* **Task description**
Scan the records below. List lines holding "React".

* **Exercise inputs**

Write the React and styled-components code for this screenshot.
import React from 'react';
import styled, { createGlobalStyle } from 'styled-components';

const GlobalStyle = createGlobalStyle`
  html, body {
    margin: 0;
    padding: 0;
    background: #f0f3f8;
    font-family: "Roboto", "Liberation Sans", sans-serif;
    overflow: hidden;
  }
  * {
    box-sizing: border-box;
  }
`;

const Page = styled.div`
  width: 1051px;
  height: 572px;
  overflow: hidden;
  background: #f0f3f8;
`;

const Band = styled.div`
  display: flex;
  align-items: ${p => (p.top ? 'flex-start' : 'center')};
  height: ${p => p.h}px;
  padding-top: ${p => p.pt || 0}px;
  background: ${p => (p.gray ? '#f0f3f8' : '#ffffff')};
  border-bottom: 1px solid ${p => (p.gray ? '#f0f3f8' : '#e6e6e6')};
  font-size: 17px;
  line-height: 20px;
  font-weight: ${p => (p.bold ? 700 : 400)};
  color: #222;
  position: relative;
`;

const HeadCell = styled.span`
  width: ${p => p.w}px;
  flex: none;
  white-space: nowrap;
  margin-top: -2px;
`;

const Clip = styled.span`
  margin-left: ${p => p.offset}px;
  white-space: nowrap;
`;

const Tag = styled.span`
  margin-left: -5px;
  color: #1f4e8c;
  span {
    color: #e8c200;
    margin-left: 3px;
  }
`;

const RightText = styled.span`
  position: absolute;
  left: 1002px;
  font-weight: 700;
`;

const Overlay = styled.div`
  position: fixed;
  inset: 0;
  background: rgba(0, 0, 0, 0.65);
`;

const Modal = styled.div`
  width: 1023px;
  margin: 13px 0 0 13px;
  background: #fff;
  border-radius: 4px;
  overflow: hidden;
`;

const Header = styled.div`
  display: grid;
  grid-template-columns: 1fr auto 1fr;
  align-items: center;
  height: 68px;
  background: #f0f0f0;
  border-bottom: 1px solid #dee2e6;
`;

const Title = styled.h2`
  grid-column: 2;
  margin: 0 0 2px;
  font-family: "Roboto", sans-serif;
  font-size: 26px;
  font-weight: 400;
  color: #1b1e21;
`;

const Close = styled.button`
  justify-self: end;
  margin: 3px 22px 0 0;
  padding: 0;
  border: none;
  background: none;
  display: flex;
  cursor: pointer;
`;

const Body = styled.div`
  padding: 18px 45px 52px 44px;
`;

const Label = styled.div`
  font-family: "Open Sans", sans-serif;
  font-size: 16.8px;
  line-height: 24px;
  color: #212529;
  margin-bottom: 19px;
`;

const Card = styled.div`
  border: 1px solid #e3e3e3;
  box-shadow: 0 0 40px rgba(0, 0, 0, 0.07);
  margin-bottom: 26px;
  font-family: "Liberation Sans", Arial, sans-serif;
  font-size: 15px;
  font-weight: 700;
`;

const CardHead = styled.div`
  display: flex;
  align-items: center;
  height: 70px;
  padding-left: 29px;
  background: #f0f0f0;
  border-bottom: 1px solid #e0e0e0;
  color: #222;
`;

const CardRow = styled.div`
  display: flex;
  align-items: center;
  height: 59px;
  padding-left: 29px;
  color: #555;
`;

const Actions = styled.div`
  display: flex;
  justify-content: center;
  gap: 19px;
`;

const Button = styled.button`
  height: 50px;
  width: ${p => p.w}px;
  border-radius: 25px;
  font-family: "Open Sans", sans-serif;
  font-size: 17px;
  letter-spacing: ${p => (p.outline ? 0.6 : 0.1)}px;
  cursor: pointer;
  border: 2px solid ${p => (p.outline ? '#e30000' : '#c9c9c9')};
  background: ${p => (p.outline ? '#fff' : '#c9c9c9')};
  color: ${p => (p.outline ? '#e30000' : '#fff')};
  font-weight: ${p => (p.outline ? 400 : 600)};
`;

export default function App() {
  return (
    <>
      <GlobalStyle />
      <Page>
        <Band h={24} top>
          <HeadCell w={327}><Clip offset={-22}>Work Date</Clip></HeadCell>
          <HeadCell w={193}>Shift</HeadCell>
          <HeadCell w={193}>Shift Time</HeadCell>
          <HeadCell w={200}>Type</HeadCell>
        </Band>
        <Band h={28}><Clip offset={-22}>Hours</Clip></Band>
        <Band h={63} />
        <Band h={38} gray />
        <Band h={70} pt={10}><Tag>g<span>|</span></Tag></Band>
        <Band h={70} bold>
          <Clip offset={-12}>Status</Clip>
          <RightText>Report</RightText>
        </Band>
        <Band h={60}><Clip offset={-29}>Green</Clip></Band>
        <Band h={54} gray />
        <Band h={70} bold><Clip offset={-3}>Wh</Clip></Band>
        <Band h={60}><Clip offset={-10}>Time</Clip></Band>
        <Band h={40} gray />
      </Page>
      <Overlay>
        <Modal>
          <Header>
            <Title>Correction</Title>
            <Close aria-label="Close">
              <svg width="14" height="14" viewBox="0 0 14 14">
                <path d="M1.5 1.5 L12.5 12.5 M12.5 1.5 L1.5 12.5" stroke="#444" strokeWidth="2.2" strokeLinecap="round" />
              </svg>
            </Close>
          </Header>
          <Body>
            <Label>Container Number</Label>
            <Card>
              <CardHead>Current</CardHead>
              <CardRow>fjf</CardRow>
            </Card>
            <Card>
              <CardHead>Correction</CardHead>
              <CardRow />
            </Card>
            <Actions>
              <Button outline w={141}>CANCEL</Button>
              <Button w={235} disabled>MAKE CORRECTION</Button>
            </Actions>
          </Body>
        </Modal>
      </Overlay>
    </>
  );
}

---

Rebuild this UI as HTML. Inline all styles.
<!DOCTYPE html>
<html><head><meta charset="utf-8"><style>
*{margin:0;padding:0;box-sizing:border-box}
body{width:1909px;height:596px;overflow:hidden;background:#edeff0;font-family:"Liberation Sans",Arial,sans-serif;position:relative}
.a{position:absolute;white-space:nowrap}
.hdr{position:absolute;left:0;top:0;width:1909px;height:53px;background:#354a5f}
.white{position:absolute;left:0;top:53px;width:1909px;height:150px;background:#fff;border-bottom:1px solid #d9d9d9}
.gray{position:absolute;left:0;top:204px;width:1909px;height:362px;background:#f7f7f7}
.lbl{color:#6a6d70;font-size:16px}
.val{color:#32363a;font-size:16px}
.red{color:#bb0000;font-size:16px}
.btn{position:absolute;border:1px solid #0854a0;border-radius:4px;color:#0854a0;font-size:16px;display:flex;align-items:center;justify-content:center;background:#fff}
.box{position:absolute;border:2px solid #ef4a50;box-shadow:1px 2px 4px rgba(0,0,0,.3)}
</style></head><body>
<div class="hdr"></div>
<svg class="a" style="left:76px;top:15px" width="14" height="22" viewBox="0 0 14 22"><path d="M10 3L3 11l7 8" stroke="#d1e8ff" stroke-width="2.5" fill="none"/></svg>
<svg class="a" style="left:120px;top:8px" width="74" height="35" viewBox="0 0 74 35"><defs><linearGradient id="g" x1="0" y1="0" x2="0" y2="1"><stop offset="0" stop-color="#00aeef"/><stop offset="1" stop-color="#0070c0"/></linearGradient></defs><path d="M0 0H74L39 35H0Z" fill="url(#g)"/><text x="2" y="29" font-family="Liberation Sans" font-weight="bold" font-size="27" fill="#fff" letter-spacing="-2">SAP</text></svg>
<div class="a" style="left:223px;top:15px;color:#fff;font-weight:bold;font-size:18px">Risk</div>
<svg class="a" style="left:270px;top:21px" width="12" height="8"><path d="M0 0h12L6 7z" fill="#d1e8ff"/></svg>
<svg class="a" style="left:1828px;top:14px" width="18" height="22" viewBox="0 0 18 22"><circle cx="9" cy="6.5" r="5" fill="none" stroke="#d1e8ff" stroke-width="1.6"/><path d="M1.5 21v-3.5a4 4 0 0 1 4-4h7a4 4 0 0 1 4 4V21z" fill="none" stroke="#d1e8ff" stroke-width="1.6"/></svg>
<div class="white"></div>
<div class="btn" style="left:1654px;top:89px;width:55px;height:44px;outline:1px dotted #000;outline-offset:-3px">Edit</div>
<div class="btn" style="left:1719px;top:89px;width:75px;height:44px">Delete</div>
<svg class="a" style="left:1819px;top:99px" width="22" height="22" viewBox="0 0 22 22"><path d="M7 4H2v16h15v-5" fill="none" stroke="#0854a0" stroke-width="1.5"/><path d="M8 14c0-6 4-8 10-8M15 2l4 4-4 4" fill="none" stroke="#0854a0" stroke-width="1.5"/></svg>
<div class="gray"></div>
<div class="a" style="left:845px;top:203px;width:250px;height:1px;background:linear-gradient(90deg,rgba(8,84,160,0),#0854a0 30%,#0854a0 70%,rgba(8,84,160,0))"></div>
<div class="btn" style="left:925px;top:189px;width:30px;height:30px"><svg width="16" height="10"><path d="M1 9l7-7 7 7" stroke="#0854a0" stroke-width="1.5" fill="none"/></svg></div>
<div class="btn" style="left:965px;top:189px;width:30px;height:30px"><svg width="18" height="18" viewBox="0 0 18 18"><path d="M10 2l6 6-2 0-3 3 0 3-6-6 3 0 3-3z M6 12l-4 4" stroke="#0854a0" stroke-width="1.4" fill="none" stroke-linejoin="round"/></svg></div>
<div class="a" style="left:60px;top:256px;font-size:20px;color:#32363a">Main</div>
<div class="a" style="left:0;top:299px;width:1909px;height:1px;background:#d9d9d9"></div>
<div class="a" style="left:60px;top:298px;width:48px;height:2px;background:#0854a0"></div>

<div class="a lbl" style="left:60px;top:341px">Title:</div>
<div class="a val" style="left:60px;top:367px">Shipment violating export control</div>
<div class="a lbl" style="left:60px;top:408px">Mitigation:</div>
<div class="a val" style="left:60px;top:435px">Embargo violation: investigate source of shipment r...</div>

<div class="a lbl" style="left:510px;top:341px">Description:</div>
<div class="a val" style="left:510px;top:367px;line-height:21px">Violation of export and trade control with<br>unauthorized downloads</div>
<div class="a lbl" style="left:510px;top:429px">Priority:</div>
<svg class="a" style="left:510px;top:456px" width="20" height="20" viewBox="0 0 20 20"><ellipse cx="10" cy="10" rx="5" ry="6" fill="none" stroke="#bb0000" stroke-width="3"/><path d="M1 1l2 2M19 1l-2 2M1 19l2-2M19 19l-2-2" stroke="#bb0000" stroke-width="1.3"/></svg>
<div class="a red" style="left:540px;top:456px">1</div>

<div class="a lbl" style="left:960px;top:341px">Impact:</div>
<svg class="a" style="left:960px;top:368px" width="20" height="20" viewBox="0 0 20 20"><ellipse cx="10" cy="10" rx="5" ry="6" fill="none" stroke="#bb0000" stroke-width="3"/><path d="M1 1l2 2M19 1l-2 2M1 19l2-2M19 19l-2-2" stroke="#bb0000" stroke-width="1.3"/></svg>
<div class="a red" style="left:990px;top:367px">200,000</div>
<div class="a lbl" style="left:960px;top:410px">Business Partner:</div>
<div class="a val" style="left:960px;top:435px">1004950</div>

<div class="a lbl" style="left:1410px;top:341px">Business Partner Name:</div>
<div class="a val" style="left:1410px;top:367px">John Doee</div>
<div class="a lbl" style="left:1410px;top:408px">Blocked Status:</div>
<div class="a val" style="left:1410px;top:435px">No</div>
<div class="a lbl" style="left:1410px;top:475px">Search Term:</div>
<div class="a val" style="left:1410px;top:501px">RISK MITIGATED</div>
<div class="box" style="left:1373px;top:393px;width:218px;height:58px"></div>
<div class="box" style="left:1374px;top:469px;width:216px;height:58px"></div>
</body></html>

* * *

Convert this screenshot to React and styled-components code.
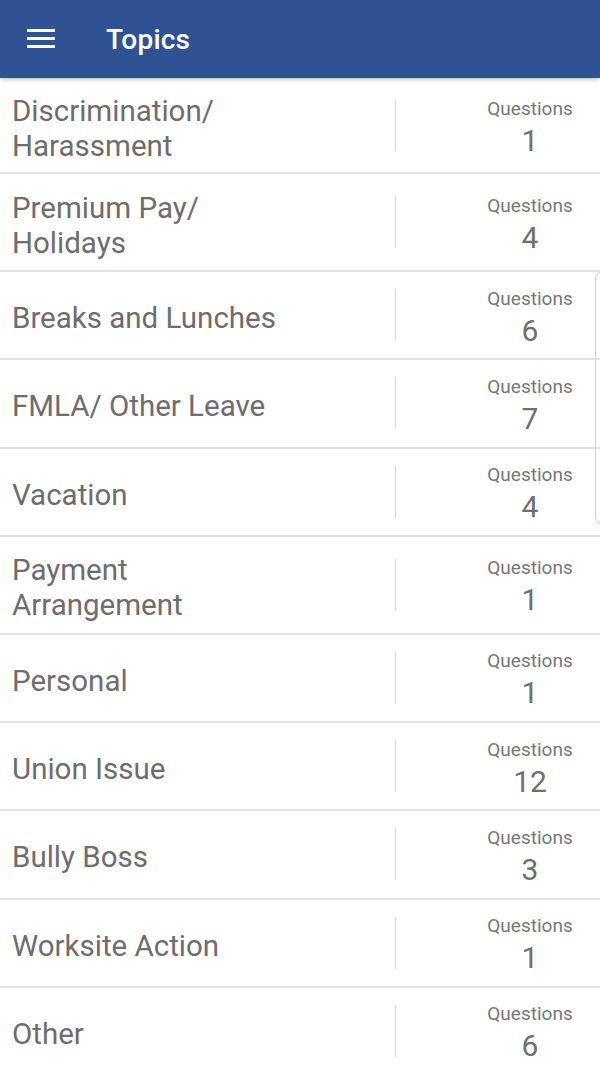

* **Reply**
Write the React and styled-components code for this screenshot.
import React from 'react';
Convert this screenshot to React and styled-components code.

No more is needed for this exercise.